GIVEN ENTRIES:
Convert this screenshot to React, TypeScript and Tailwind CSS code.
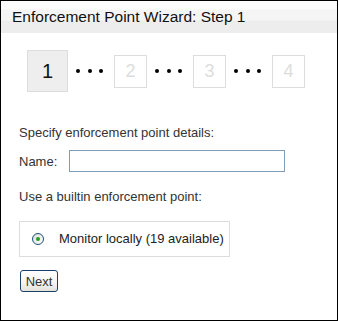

* * *

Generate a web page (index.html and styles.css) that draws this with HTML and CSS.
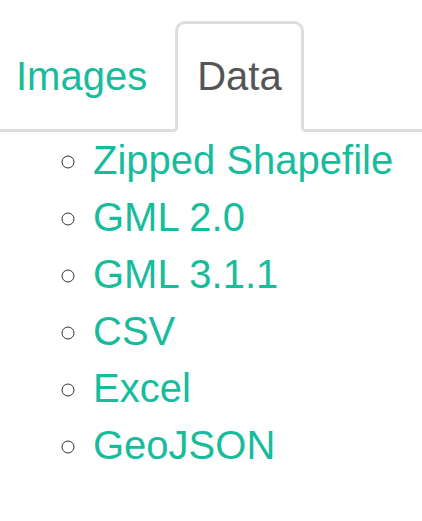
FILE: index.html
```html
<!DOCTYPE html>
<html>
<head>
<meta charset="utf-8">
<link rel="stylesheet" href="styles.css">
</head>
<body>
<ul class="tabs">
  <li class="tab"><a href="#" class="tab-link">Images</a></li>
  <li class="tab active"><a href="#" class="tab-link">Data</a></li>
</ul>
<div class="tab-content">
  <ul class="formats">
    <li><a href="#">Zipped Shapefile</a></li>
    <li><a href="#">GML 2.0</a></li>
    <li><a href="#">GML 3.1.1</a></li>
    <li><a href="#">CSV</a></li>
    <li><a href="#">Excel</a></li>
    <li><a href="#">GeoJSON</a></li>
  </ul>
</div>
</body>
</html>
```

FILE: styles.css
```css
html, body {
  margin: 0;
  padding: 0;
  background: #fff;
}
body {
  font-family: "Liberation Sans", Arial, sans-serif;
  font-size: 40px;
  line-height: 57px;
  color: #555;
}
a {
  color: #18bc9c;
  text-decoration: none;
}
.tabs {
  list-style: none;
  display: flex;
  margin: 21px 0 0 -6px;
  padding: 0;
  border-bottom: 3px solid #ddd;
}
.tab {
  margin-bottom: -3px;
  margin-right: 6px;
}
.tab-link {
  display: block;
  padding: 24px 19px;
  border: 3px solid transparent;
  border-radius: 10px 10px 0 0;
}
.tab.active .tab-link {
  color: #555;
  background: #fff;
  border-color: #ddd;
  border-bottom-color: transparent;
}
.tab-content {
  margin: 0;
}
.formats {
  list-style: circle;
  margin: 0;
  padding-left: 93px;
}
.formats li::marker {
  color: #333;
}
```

AIM: Filter out all lines lacking the word "this" and copy the rest.

EXPECTED ANSWER:
Convert this screenshot to React, TypeScript and Tailwind CSS code.
Generate a web page (index.html and styles.css) that draws this with HTML and CSS.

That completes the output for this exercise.